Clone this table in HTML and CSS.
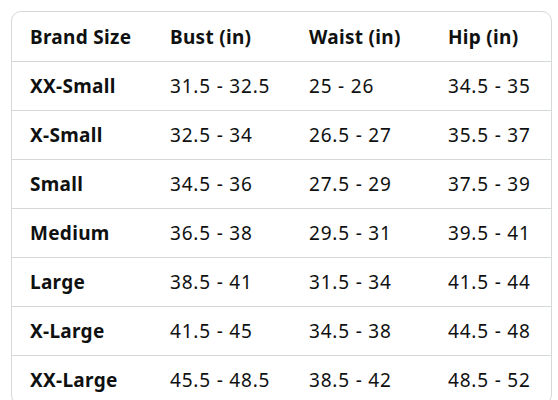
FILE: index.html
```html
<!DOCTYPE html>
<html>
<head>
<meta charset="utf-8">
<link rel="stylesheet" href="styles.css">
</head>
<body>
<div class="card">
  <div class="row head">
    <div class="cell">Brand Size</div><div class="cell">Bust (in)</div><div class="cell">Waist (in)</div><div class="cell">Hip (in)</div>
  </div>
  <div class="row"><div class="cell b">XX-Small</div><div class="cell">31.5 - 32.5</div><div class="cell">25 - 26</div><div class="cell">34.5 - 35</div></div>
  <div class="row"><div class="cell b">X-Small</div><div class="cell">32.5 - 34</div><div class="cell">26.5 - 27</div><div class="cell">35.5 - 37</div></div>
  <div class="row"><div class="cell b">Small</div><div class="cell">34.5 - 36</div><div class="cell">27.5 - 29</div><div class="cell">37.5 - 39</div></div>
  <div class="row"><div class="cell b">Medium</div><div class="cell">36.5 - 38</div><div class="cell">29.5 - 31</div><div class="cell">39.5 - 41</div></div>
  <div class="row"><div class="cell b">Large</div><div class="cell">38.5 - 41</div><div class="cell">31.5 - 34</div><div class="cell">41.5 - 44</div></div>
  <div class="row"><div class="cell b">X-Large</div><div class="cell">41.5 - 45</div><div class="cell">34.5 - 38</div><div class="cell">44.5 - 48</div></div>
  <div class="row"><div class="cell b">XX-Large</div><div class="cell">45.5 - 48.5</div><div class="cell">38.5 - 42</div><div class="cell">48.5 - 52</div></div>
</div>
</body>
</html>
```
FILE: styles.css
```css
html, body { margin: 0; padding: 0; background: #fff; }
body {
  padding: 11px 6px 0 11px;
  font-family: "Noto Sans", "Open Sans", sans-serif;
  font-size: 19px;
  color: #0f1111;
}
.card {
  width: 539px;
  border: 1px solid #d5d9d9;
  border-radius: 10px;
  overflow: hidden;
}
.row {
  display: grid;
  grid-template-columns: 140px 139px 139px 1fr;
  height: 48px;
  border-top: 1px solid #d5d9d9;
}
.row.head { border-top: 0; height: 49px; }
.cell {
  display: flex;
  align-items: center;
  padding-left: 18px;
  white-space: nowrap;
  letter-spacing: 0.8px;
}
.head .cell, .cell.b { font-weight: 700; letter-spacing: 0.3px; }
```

····················

■ **Objective**:
Set down the material above as is, without any pictures.

■ **Response to this task**:
Clone this table in HTML and CSS.
FILE: index.html
```html
<!DOCTYPE html>
<html>
<head>
<meta charset="utf-8">
<link rel="stylesheet" href="styles.css">
</head>
<body>
<div class="card">
  <div class="row head">
    <div class="cell">Brand Size</div><div class="cell">Bust (in)</div><div class="cell">Waist (in)</div><div class="cell">Hip (in)</div>
  </div>
  <div class="row"><div class="cell b">XX-Small</div><div class="cell">31.5 - 32.5</div><div class="cell">25 - 26</div><div class="cell">34.5 - 35</div></div>
  <div class="row"><div class="cell b">X-Small</div><div class="cell">32.5 - 34</div><div class="cell">26.5 - 27</div><div class="cell">35.5 - 37</div></div>
  <div class="row"><div class="cell b">Small</div><div class="cell">34.5 - 36</div><div class="cell">27.5 - 29</div><div class="cell">37.5 - 39</div></div>
  <div class="row"><div class="cell b">Medium</div><div class="cell">36.5 - 38</div><div class="cell">29.5 - 31</div><div class="cell">39.5 - 41</div></div>
  <div class="row"><div class="cell b">Large</div><div class="cell">38.5 - 41</div><div class="cell">31.5 - 34</div><div class="cell">41.5 - 44</div></div>
  <div class="row"><div class="cell b">X-Large</div><div class="cell">41.5 - 45</div><div class="cell">34.5 - 38</div><div class="cell">44.5 - 48</div></div>
  <div class="row"><div class="cell b">XX-Large</div><div class="cell">45.5 - 48.5</div><div class="cell">38.5 - 42</div><div class="cell">48.5 - 52</div></div>
</div>
</body>
</html>
```
FILE: styles.css
```css
html, body { margin: 0; padding: 0; background: #fff; }
body {
  padding: 11px 6px 0 11px;
  font-family: "Noto Sans", "Open Sans", sans-serif;
  font-size: 19px;
  color: #0f1111;
}
.card {
  width: 539px;
  border: 1px solid #d5d9d9;
  border-radius: 10px;
  overflow: hidden;
}
.row {
  display: grid;
  grid-template-columns: 140px 139px 139px 1fr;
  height: 48px;
  border-top: 1px solid #d5d9d9;
}
.row.head { border-top: 0; height: 49px; }
.cell {
  display: flex;
  align-items: center;
  padding-left: 18px;
  white-space: nowrap;
  letter-spacing: 0.8px;
}
.head .cell, .cell.b { font-weight: 700; letter-spacing: 0.3px; }
```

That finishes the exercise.